かつて、20世紀の間に神保町で隆盛を誇った揚げ物定食の店“いもや”は、現在神保町1丁目に一軒残っているのみである。

宮仕えをスタートした1970年代の終わり頃、神保町でとんかつ2軒、天麩羅3軒、天丼2軒のいもやが、学生やサラリーマンの胃袋を満たしていた。しかも代金がリーズナブルで、最初にとんかつを食べた時は380円という記憶。

そして天麩羅定食300円、天丼280円くらいで食べられたのだ。ご多分に漏れず若いがゆえの空腹ゆえ足繁く通ったのである。

そんな神保町外食の雄いもやが、少しずつ姿を消していったのは、21世紀に入った頃で、神保町1丁目北側路地裏のとんかつと天麩羅の店が相次いで閉店、しばらくしたら天丼のいもやも店を閉めてしまった。

そんな天丼のいもやが2011年に“神田天丼家”と店名を変えて神保町3丁目南側に移転したのだ。

そして神保町2丁目北側に残っていた、とんかつ、天丼、天麩羅のいもやは2018年に閉店。今残っているいもやは、暖簾分けの天麩羅いもやがあるのみである。

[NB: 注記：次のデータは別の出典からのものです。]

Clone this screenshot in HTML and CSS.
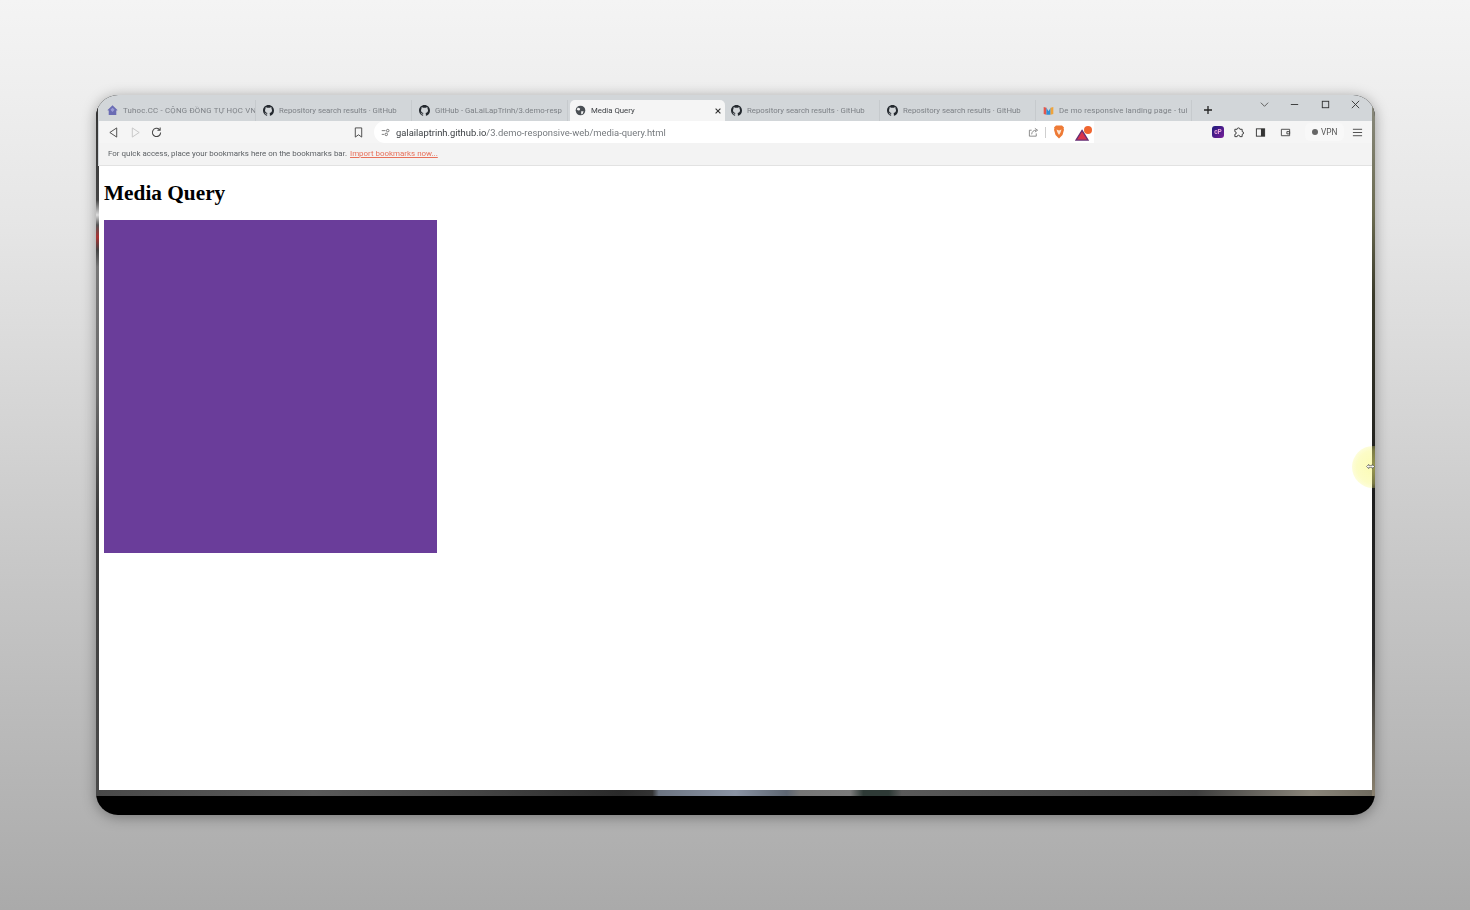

“個人経営”の店の存続は後継者がいるかいないか次第で、いなかったら、あえなく終了というのは何ともやるせない。そんな空腹だった若者も50歳の声を聞いた頃にとんかついもやで定食を食べたら、あろうことかその日の夕食を抜く羽目となり“我がいもや”の日々も終焉を迎えたのだった。